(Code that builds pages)
● ● ● ●

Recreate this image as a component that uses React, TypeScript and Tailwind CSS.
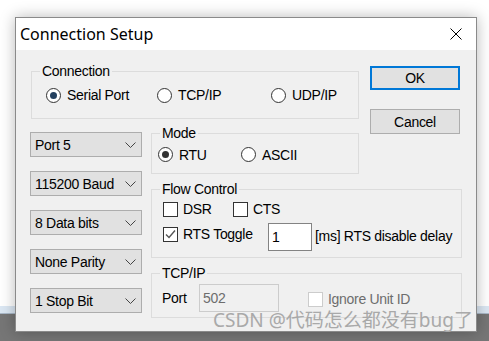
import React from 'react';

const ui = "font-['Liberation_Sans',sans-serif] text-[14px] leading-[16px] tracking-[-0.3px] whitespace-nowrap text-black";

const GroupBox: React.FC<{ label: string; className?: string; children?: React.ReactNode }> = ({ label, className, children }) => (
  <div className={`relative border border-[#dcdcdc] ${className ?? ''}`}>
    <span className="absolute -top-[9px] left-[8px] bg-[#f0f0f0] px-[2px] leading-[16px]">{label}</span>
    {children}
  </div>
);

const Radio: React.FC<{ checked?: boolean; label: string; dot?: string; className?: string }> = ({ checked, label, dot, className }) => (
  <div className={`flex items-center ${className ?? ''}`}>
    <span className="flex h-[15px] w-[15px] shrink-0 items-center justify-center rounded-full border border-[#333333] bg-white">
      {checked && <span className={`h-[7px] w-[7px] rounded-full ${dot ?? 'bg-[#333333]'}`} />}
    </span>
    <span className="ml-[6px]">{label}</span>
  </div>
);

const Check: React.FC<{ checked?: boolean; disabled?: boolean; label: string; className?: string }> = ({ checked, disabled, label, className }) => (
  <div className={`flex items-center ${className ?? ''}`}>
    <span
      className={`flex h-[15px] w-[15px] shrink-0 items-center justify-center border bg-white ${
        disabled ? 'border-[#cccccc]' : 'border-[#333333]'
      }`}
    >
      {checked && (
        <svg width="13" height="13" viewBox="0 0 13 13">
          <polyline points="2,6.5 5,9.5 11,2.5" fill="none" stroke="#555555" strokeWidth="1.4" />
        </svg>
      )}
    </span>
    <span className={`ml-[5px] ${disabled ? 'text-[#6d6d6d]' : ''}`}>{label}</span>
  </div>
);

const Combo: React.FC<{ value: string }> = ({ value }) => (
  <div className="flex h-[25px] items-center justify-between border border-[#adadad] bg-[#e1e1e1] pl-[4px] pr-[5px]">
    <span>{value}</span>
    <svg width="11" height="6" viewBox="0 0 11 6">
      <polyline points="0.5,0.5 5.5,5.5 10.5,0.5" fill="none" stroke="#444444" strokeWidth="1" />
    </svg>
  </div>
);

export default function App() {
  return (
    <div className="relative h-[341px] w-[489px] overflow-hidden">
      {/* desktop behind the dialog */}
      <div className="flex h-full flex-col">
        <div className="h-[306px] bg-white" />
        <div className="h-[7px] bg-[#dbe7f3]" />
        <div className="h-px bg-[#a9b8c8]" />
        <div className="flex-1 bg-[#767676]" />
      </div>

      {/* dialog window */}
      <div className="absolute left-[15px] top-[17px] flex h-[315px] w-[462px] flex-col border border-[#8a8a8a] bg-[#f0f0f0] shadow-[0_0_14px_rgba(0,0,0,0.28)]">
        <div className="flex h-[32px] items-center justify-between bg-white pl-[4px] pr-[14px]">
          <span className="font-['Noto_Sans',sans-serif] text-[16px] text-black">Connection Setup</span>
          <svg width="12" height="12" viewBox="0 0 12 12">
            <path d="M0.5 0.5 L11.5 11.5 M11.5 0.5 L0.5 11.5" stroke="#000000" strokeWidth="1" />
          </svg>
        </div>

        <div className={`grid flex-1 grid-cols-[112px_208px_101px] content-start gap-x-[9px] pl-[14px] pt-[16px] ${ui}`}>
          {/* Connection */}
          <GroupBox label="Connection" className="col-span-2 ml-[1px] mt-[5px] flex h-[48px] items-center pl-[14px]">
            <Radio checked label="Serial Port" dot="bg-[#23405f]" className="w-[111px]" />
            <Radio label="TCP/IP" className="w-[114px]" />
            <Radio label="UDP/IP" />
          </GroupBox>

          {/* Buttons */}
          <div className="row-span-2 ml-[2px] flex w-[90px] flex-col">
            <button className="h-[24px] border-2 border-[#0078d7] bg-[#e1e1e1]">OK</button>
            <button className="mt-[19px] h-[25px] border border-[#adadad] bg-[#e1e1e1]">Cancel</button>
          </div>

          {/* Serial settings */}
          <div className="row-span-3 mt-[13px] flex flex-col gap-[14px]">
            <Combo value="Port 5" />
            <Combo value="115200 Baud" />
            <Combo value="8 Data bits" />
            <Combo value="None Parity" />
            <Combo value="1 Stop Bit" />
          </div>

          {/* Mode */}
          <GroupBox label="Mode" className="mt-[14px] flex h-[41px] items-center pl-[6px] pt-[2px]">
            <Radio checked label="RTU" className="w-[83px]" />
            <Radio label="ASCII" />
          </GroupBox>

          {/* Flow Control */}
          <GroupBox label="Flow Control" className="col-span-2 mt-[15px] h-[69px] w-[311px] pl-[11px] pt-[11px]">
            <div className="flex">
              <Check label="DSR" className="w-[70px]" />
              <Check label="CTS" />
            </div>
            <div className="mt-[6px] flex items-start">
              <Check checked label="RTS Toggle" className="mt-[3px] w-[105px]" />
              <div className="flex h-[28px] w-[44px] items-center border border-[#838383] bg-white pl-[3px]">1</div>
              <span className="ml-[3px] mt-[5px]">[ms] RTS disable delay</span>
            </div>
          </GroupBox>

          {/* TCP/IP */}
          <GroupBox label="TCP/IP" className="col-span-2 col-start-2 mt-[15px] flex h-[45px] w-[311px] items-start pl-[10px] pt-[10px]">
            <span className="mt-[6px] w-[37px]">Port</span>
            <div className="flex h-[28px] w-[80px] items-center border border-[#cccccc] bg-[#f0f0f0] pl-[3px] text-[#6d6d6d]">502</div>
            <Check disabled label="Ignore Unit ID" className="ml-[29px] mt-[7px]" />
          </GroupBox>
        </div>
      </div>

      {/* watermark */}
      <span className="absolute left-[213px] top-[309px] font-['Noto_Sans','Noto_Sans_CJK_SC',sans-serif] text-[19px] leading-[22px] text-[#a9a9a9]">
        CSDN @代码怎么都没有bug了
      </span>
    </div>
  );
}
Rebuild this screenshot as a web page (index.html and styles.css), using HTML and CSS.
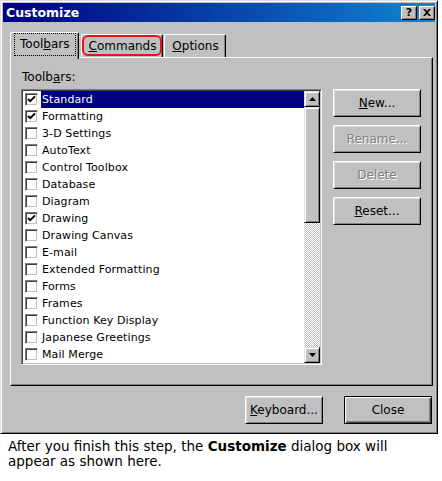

● ● ● ●

■ Goal of the exercise ■
Could you repeat all of the material exactly? Pictures should not be copied.

■ Answer to the task ■
Recreate this image as a component that uses React, TypeScript and Tailwind CSS.
import React from 'react';

const ui = "font-['Liberation_Sans',sans-serif] text-[14px] leading-[16px] tracking-[-0.3px] whitespace-nowrap text-black";

const GroupBox: React.FC<{ label: string; className?: string; children?: React.ReactNode }> = ({ label, className, children }) => (
  <div className={`relative border border-[#dcdcdc] ${className ?? ''}`}>
    <span className="absolute -top-[9px] left-[8px] bg-[#f0f0f0] px-[2px] leading-[16px]">{label}</span>
    {children}
  </div>
);

const Radio: React.FC<{ checked?: boolean; label: string; dot?: string; className?: string }> = ({ checked, label, dot, className }) => (
  <div className={`flex items-center ${className ?? ''}`}>
    <span className="flex h-[15px] w-[15px] shrink-0 items-center justify-center rounded-full border border-[#333333] bg-white">
      {checked && <span className={`h-[7px] w-[7px] rounded-full ${dot ?? 'bg-[#333333]'}`} />}
    </span>
    <span className="ml-[6px]">{label}</span>
  </div>
);

const Check: React.FC<{ checked?: boolean; disabled?: boolean; label: string; className?: string }> = ({ checked, disabled, label, className }) => (
  <div className={`flex items-center ${className ?? ''}`}>
    <span
      className={`flex h-[15px] w-[15px] shrink-0 items-center justify-center border bg-white ${
        disabled ? 'border-[#cccccc]' : 'border-[#333333]'
      }`}
    >
      {checked && (
        <svg width="13" height="13" viewBox="0 0 13 13">
          <polyline points="2,6.5 5,9.5 11,2.5" fill="none" stroke="#555555" strokeWidth="1.4" />
        </svg>
      )}
    </span>
    <span className={`ml-[5px] ${disabled ? 'text-[#6d6d6d]' : ''}`}>{label}</span>
  </div>
);

const Combo: React.FC<{ value: string }> = ({ value }) => (
  <div className="flex h-[25px] items-center justify-between border border-[#adadad] bg-[#e1e1e1] pl-[4px] pr-[5px]">
    <span>{value}</span>
    <svg width="11" height="6" viewBox="0 0 11 6">
      <polyline points="0.5,0.5 5.5,5.5 10.5,0.5" fill="none" stroke="#444444" strokeWidth="1" />
    </svg>
  </div>
);

export default function App() {
  return (
    <div className="relative h-[341px] w-[489px] overflow-hidden">
      {/* desktop behind the dialog */}
      <div className="flex h-full flex-col">
        <div className="h-[306px] bg-white" />
        <div className="h-[7px] bg-[#dbe7f3]" />
        <div className="h-px bg-[#a9b8c8]" />
        <div className="flex-1 bg-[#767676]" />
      </div>

      {/* dialog window */}
      <div className="absolute left-[15px] top-[17px] flex h-[315px] w-[462px] flex-col border border-[#8a8a8a] bg-[#f0f0f0] shadow-[0_0_14px_rgba(0,0,0,0.28)]">
        <div className="flex h-[32px] items-center justify-between bg-white pl-[4px] pr-[14px]">
          <span className="font-['Noto_Sans',sans-serif] text-[16px] text-black">Connection Setup</span>
          <svg width="12" height="12" viewBox="0 0 12 12">
            <path d="M0.5 0.5 L11.5 11.5 M11.5 0.5 L0.5 11.5" stroke="#000000" strokeWidth="1" />
          </svg>
        </div>

        <div className={`grid flex-1 grid-cols-[112px_208px_101px] content-start gap-x-[9px] pl-[14px] pt-[16px] ${ui}`}>
          {/* Connection */}
          <GroupBox label="Connection" className="col-span-2 ml-[1px] mt-[5px] flex h-[48px] items-center pl-[14px]">
            <Radio checked label="Serial Port" dot="bg-[#23405f]" className="w-[111px]" />
            <Radio label="TCP/IP" className="w-[114px]" />
            <Radio label="UDP/IP" />
          </GroupBox>

          {/* Buttons */}
          <div className="row-span-2 ml-[2px] flex w-[90px] flex-col">
            <button className="h-[24px] border-2 border-[#0078d7] bg-[#e1e1e1]">OK</button>
            <button className="mt-[19px] h-[25px] border border-[#adadad] bg-[#e1e1e1]">Cancel</button>
          </div>

          {/* Serial settings */}
          <div className="row-span-3 mt-[13px] flex flex-col gap-[14px]">
            <Combo value="Port 5" />
            <Combo value="115200 Baud" />
            <Combo value="8 Data bits" />
            <Combo value="None Parity" />
            <Combo value="1 Stop Bit" />
          </div>

          {/* Mode */}
          <GroupBox label="Mode" className="mt-[14px] flex h-[41px] items-center pl-[6px] pt-[2px]">
            <Radio checked label="RTU" className="w-[83px]" />
            <Radio label="ASCII" />
          </GroupBox>

          {/* Flow Control */}
          <GroupBox label="Flow Control" className="col-span-2 mt-[15px] h-[69px] w-[311px] pl-[11px] pt-[11px]">
            <div className="flex">
              <Check label="DSR" className="w-[70px]" />
              <Check label="CTS" />
            </div>
            <div className="mt-[6px] flex items-start">
              <Check checked label="RTS Toggle" className="mt-[3px] w-[105px]" />
              <div className="flex h-[28px] w-[44px] items-center border border-[#838383] bg-white pl-[3px]">1</div>
              <span className="ml-[3px] mt-[5px]">[ms] RTS disable delay</span>
            </div>
          </GroupBox>

          {/* TCP/IP */}
          <GroupBox label="TCP/IP" className="col-span-2 col-start-2 mt-[15px] flex h-[45px] w-[311px] items-start pl-[10px] pt-[10px]">
            <span className="mt-[6px] w-[37px]">Port</span>
            <div className="flex h-[28px] w-[80px] items-center border border-[#cccccc] bg-[#f0f0f0] pl-[3px] text-[#6d6d6d]">502</div>
            <Check disabled label="Ignore Unit ID" className="ml-[29px] mt-[7px]" />
          </GroupBox>
        </div>
      </div>

      {/* watermark */}
      <span className="absolute left-[213px] top-[309px] font-['Noto_Sans','Noto_Sans_CJK_SC',sans-serif] text-[19px] leading-[22px] text-[#a9a9a9]">
        CSDN @代码怎么都没有bug了
      </span>
    </div>
  );
}
Rebuild this screenshot as a web page (index.html and styles.css), using HTML and CSS.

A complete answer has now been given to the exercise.